Exercise details: Every line of the material is to be quoted verbatim, minus the pictures.

Data records:
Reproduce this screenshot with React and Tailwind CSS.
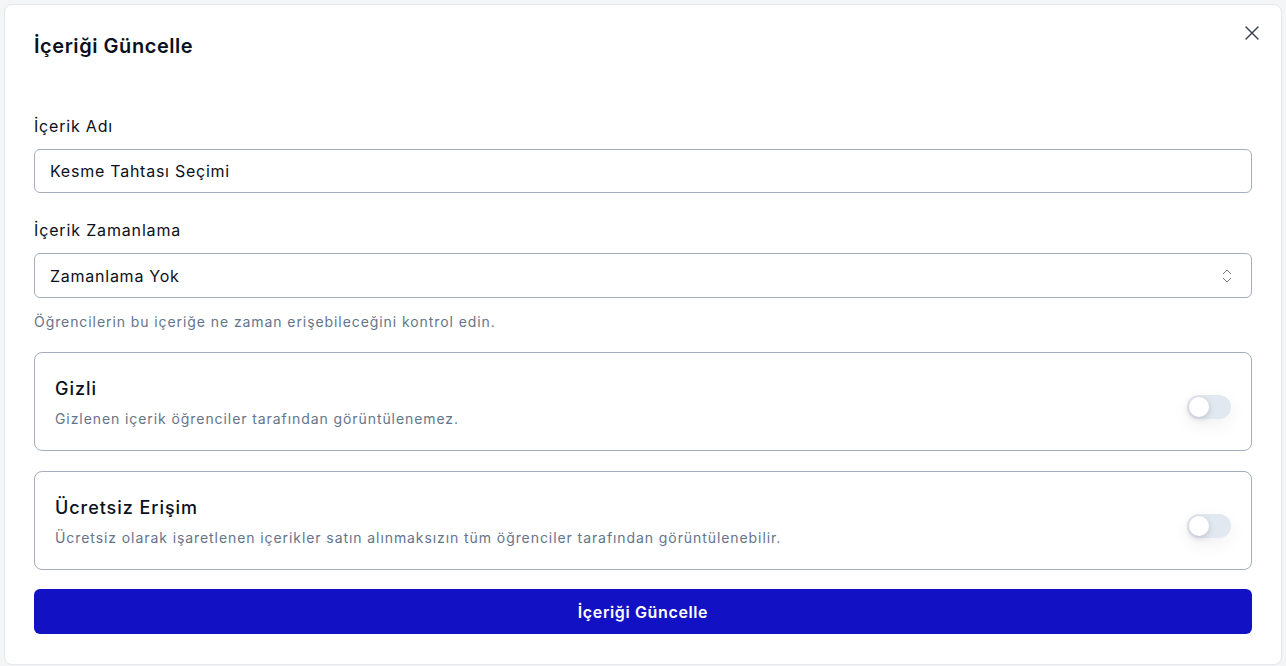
import React from "react";
import { X, ChevronsUpDown } from "lucide-react";

function Toggle() {
  return (
    <div className="w-11 h-6 rounded-full bg-[#e2e8f0] flex items-center px-[2px] shrink-0 mt-[10px] shadow-[0_6px_18px_rgba(15,23,42,0.06)]">
      <div className="w-5 h-5 rounded-full bg-white shadow-[0_2px_6px_rgba(15,23,42,0.18)]" />
    </div>
  );
}

function Card({ title, desc }) {
  return (
    <div className="flex items-center justify-between border border-[#a3adbb] rounded-lg pl-5 pr-5 py-[21.5px]">
      <div className="flex flex-col">
        <div className="text-[18px] leading-7 font-medium text-[#0b1020] tracking-[0.95px]">{title}</div>
        <div className="text-sm leading-5 text-[#64748b] mt-1.5 tracking-[0.92px]">{desc}</div>
      </div>
      <Toggle />
    </div>
  );
}

export default function App() {
  return (
    <div
      className="w-[1286px] h-[666px] bg-[#f4f5f7] p-1 overflow-hidden"
      style={{ fontFamily: "Inter, 'Noto Sans', sans-serif" }}
    >
      <div className="relative bg-white rounded-lg border border-[#e5e7eb] h-[661px] pt-[27px] px-[29px]">
        <button className="absolute right-[17px] top-[16px] text-[#374151]">
          <X size={24} strokeWidth={1.4} />
        </button>
        <h2 className="text-xl leading-7 font-semibold text-[#0b1020] tracking-[0.55px]">İçeriği Güncelle</h2>

        <div className="mt-[54px] text-base leading-6 text-[#0b1020] tracking-[0.8px]">İçerik Adı</div>
        <div className="mt-[11px] h-[44px] border border-[#a3adbb] rounded-md flex items-center px-[15px] text-base text-[#0b1020] tracking-[0.75px]">
          Kesme Tahtası Seçimi
        </div>

        <div className="mt-[25px] text-base leading-6 text-[#0b1020] tracking-[0.85px]">İçerik Zamanlama</div>
        <div className="mt-[11px] h-[45px] border border-[#a3adbb] rounded-md flex items-center justify-between pl-[15px] pr-[15px] text-base text-[#0b1020] tracking-[0.75px]">
          <span>Zamanlama Yok</span>
          <ChevronsUpDown size={18} strokeWidth={1.3} className="text-[#6b7280]" />
        </div>
        <div className="mt-[14px] text-sm leading-5 text-[#64748b] tracking-[0.92px]">
          Öğrencilerin bu içeriğe ne zaman erişebileceğini kontrol edin.
        </div>

        <div className="mt-5 flex flex-col gap-5">
          <Card title="Gizli" desc="Gizlenen içerik öğrenciler tarafından görüntülenemez." />
          <Card
            title="Ücretsiz Erişim"
            desc="Ücretsiz olarak işaretlenen içerikler satın alınmaksızın tüm öğrenciler tarafından görüntülenebilir."
          />
        </div>

        <button className="mt-[19px] w-full h-[45px] rounded-md bg-[#1212c4] text-white text-base font-semibold tracking-[0.63px]">
          İçeriği Güncelle
        </button>
      </div>
    </div>
  );
}
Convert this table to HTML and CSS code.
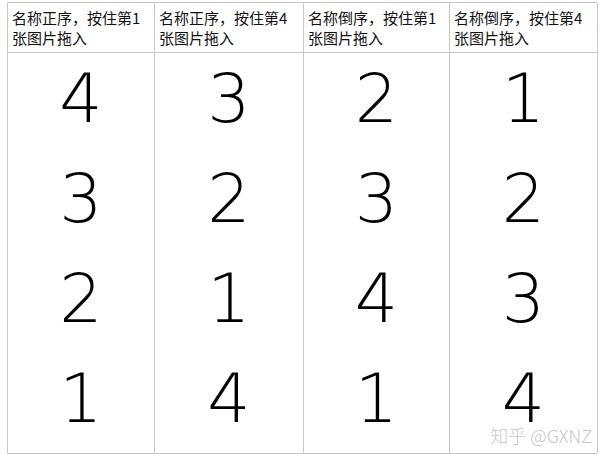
FILE: index.html
```html
<!DOCTYPE html>
<html lang="zh">
<head>
<meta charset="utf-8">
<link rel="stylesheet" href="styles.css">
</head>
<body>
<div class="sheet">
  <div class="grid">
    <div class="head">名称正序，按住第1张图片拖入</div>
    <div class="head">名称正序，按住第4张图片拖入</div>
    <div class="head">名称倒序，按住第1张图片拖入</div>
    <div class="head">名称倒序，按住第4张图片拖入</div>

    <div class="cell">4</div><div class="cell">3</div><div class="cell">2</div><div class="cell">1</div>
    <div class="cell">3</div><div class="cell">2</div><div class="cell">3</div><div class="cell">2</div>
    <div class="cell">2</div><div class="cell">1</div><div class="cell">4</div><div class="cell">3</div>
    <div class="cell">1</div><div class="cell">4</div><div class="cell">1</div><div class="cell">4</div>
  </div>
  <div class="mark">知乎 @GXNZ</div>
</div>
</body>
</html>
```
FILE: styles.css
```css
html, body {
  margin: 0;
  padding: 0;
  background: #fff;
}
.sheet {
  position: relative;
  width: 606px;
  height: 461px;
}
.grid {
  position: relative;
  top: 2px;
  left: 7px;
  width: 590px;
  display: grid;
  grid-template-columns: 147px 149px 146px 148px;
  grid-template-rows: 50px repeat(4, 100px);
  border-top: 1px solid #c6c6c6;
  border-left: 1px solid #c6c6c6;
  border-bottom: 1px solid #c6c6c6;
  box-sizing: border-box;
}
.head, .cell {
  border-right: 1px solid #c6c6c6;
}
.head {
  border-bottom: 1px solid #c6c6c6;
  font-family: "Noto Sans CJK SC", "Microsoft YaHei", sans-serif;
  font-size: 15px;
  line-height: 20px;
  color: #111;
  padding: 5px 4px 0 4px;
}
.cell {
  display: flex;
  align-items: center;
  justify-content: center;
  padding-bottom: 9px;
  font-family: "DejaVu Sans", sans-serif;
  font-weight: 200;
  font-size: 68px;
  color: #000;
}
.mark {
  position: absolute;
  right: 14px;
  bottom: 13px;
  font-family: "Noto Sans CJK SC", sans-serif;
  font-weight: 300;
  font-size: 18px;
  color: #c8c8c8;
}
```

Solution for this exercise:
Reproduce this screenshot with React and Tailwind CSS.
import React from "react";
import { X, ChevronsUpDown } from "lucide-react";

function Toggle() {
  return (
    <div className="w-11 h-6 rounded-full bg-[#e2e8f0] flex items-center px-[2px] shrink-0 mt-[10px] shadow-[0_6px_18px_rgba(15,23,42,0.06)]">
      <div className="w-5 h-5 rounded-full bg-white shadow-[0_2px_6px_rgba(15,23,42,0.18)]" />
    </div>
  );
}

function Card({ title, desc }) {
  return (
    <div className="flex items-center justify-between border border-[#a3adbb] rounded-lg pl-5 pr-5 py-[21.5px]">
      <div className="flex flex-col">
        <div className="text-[18px] leading-7 font-medium text-[#0b1020] tracking-[0.95px]">{title}</div>
        <div className="text-sm leading-5 text-[#64748b] mt-1.5 tracking-[0.92px]">{desc}</div>
      </div>
      <Toggle />
    </div>
  );
}

export default function App() {
  return (
    <div
      className="w-[1286px] h-[666px] bg-[#f4f5f7] p-1 overflow-hidden"
      style={{ fontFamily: "Inter, 'Noto Sans', sans-serif" }}
    >
      <div className="relative bg-white rounded-lg border border-[#e5e7eb] h-[661px] pt-[27px] px-[29px]">
        <button className="absolute right-[17px] top-[16px] text-[#374151]">
          <X size={24} strokeWidth={1.4} />
        </button>
        <h2 className="text-xl leading-7 font-semibold text-[#0b1020] tracking-[0.55px]">İçeriği Güncelle</h2>

        <div className="mt-[54px] text-base leading-6 text-[#0b1020] tracking-[0.8px]">İçerik Adı</div>
        <div className="mt-[11px] h-[44px] border border-[#a3adbb] rounded-md flex items-center px-[15px] text-base text-[#0b1020] tracking-[0.75px]">
          Kesme Tahtası Seçimi
        </div>

        <div className="mt-[25px] text-base leading-6 text-[#0b1020] tracking-[0.85px]">İçerik Zamanlama</div>
        <div className="mt-[11px] h-[45px] border border-[#a3adbb] rounded-md flex items-center justify-between pl-[15px] pr-[15px] text-base text-[#0b1020] tracking-[0.75px]">
          <span>Zamanlama Yok</span>
          <ChevronsUpDown size={18} strokeWidth={1.3} className="text-[#6b7280]" />
        </div>
        <div className="mt-[14px] text-sm leading-5 text-[#64748b] tracking-[0.92px]">
          Öğrencilerin bu içeriğe ne zaman erişebileceğini kontrol edin.
        </div>

        <div className="mt-5 flex flex-col gap-5">
          <Card title="Gizli" desc="Gizlenen içerik öğrenciler tarafından görüntülenemez." />
          <Card
            title="Ücretsiz Erişim"
            desc="Ücretsiz olarak işaretlenen içerikler satın alınmaksızın tüm öğrenciler tarafından görüntülenebilir."
          />
        </div>

        <button className="mt-[19px] w-full h-[45px] rounded-md bg-[#1212c4] text-white text-base font-semibold tracking-[0.63px]">
          İçeriği Güncelle
        </button>
      </div>
    </div>
  );
}
Convert this table to HTML and CSS code.
FILE: index.html
```html
<!DOCTYPE html>
<html lang="zh">
<head>
<meta charset="utf-8">
<link rel="stylesheet" href="styles.css">
</head>
<body>
<div class="sheet">
  <div class="grid">
    <div class="head">名称正序，按住第1张图片拖入</div>
    <div class="head">名称正序，按住第4张图片拖入</div>
    <div class="head">名称倒序，按住第1张图片拖入</div>
    <div class="head">名称倒序，按住第4张图片拖入</div>

    <div class="cell">4</div><div class="cell">3</div><div class="cell">2</div><div class="cell">1</div>
    <div class="cell">3</div><div class="cell">2</div><div class="cell">3</div><div class="cell">2</div>
    <div class="cell">2</div><div class="cell">1</div><div class="cell">4</div><div class="cell">3</div>
    <div class="cell">1</div><div class="cell">4</div><div class="cell">1</div><div class="cell">4</div>
  </div>
  <div class="mark">知乎 @GXNZ</div>
</div>
</body>
</html>
```
FILE: styles.css
```css
html, body {
  margin: 0;
  padding: 0;
  background: #fff;
}
.sheet {
  position: relative;
  width: 606px;
  height: 461px;
}
.grid {
  position: relative;
  top: 2px;
  left: 7px;
  width: 590px;
  display: grid;
  grid-template-columns: 147px 149px 146px 148px;
  grid-template-rows: 50px repeat(4, 100px);
  border-top: 1px solid #c6c6c6;
  border-left: 1px solid #c6c6c6;
  border-bottom: 1px solid #c6c6c6;
  box-sizing: border-box;
}
.head, .cell {
  border-right: 1px solid #c6c6c6;
}
.head {
  border-bottom: 1px solid #c6c6c6;
  font-family: "Noto Sans CJK SC", "Microsoft YaHei", sans-serif;
  font-size: 15px;
  line-height: 20px;
  color: #111;
  padding: 5px 4px 0 4px;
}
.cell {
  display: flex;
  align-items: center;
  justify-content: center;
  padding-bottom: 9px;
  font-family: "DejaVu Sans", sans-serif;
  font-weight: 200;
  font-size: 68px;
  color: #000;
}
.mark {
  position: absolute;
  right: 14px;
  bottom: 13px;
  font-family: "Noto Sans CJK SC", sans-serif;
  font-weight: 300;
  font-size: 18px;
  color: #c8c8c8;
}
```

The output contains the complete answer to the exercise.